Local heath and care systems lack a shared understanding of the causes of hospital discharge delays in their area and of the best ways of tackling them, says a report from The King’s Fund.
The report, Hospital discharge funds: experiences of winter 2022-23, looked in-depth at six health and care systems. The authors spoke to local authorities, integrated care system leads, acute trusts, Healthwatch and local care provider associations.
Despite system partners saying that relationships were good, the report finds they were often insufficient to develop a shared understanding of the causes of delays or to bring about meaningful, co-ordinated action to reduce delays.
The report looks at systems’ responses to two tranches of Adult Social Care Discharge Funding in 2022/23: one of £500m from the Department of Health and one of £250m from NHS England.
Although local systems welcomed the extra government funding, they noted that it came at too short notice, had burdensome reporting requirements, and had to be spent over too short a period to be effective. The report recommends that short-term, one-off funding to tackle the issue of delays to hospital patient discharge should be provided only on an exceptional basis, rather than becoming an annual fixture.

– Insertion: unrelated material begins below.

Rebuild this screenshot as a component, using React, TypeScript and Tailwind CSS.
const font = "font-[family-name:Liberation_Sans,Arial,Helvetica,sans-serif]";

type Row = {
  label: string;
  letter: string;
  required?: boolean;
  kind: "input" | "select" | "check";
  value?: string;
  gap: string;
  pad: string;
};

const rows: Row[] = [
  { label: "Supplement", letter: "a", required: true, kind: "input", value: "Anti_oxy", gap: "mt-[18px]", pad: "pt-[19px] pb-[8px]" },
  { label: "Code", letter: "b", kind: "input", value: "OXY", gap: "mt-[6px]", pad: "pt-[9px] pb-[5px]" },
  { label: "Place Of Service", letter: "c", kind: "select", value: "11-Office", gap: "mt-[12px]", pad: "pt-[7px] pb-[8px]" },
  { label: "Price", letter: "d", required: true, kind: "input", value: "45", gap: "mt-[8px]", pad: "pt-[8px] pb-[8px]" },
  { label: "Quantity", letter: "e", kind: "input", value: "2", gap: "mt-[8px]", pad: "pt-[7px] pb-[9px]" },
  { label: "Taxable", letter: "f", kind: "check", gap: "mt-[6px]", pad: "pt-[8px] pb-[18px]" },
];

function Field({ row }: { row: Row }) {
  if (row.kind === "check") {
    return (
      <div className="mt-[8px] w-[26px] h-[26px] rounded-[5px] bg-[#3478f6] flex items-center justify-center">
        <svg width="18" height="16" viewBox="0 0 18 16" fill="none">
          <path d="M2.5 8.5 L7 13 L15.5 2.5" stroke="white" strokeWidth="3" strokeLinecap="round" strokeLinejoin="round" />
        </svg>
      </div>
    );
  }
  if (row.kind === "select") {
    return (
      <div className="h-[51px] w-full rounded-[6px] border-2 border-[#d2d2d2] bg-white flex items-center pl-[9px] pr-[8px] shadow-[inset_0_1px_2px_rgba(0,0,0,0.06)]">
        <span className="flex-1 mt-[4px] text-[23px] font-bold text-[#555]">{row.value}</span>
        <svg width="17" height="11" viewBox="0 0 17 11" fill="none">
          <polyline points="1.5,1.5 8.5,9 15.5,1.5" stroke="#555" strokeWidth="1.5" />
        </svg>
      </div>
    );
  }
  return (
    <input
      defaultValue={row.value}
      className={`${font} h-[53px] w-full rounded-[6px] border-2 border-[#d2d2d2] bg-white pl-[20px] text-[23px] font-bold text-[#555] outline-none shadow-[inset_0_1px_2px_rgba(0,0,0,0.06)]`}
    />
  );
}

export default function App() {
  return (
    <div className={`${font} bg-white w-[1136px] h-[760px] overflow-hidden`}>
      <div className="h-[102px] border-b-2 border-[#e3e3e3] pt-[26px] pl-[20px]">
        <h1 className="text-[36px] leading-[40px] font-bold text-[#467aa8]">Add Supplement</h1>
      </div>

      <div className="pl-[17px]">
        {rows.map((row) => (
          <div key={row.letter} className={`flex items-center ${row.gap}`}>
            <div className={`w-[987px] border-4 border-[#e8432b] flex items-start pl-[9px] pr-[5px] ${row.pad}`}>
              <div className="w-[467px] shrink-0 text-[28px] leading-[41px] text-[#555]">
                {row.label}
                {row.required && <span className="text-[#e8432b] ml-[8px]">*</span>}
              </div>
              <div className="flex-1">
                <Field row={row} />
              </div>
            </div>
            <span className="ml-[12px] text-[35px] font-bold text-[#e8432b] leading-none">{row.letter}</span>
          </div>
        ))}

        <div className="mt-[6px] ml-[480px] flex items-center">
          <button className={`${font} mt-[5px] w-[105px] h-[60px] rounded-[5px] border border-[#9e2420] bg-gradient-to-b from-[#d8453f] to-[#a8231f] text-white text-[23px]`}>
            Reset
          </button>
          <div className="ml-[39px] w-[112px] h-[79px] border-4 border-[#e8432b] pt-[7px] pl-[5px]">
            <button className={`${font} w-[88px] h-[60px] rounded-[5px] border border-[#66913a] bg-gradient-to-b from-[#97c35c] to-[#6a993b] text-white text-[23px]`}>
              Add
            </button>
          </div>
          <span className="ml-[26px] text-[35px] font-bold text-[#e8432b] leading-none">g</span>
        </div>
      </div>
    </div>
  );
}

The reports notes that recipients of the funding also said that some of the terms related to the funding left them feeling frustrated, as they could not be used to prevent hospital admission in the first place.
Simon Bottery, co-author of the report, said: ‘Delayed hospital discharge is a widespread and longstanding problem that affects thousands of patients, their families and loved ones. The underlying reasons for delays are often complex and vary between local systems, though workforce issues are often at the root of them.
‘Our research shows that it is essential local heath and care partners go beyond good surface relationships to develop clear, shared understandings of the causes of delays and the priorities for dealing with them. Short-term funding is not the best way to encourage this process so government should only use it in exceptional circumstances and instead focus on ensuring that systems have the underlying funding they need to develop and implement effective long-term strategies.’
In response to the report, Professor Martin Green OBE, Chief Executive of Care England said: “Delayed discharges from hospital remain one of the biggest problems facing our country. This problem is not new. There has been little improvement over the last decade in overcoming this issue. The adult social care sector has called for long-term, transparent funding, joint strategy planning and shared learning time and time again. It is incumbent not just on systems to build strong relationships across health and care, but also on central government to provide a funding strategy to allow for long-term planning and facilitate the strengthening of partnerships locally and nationally.”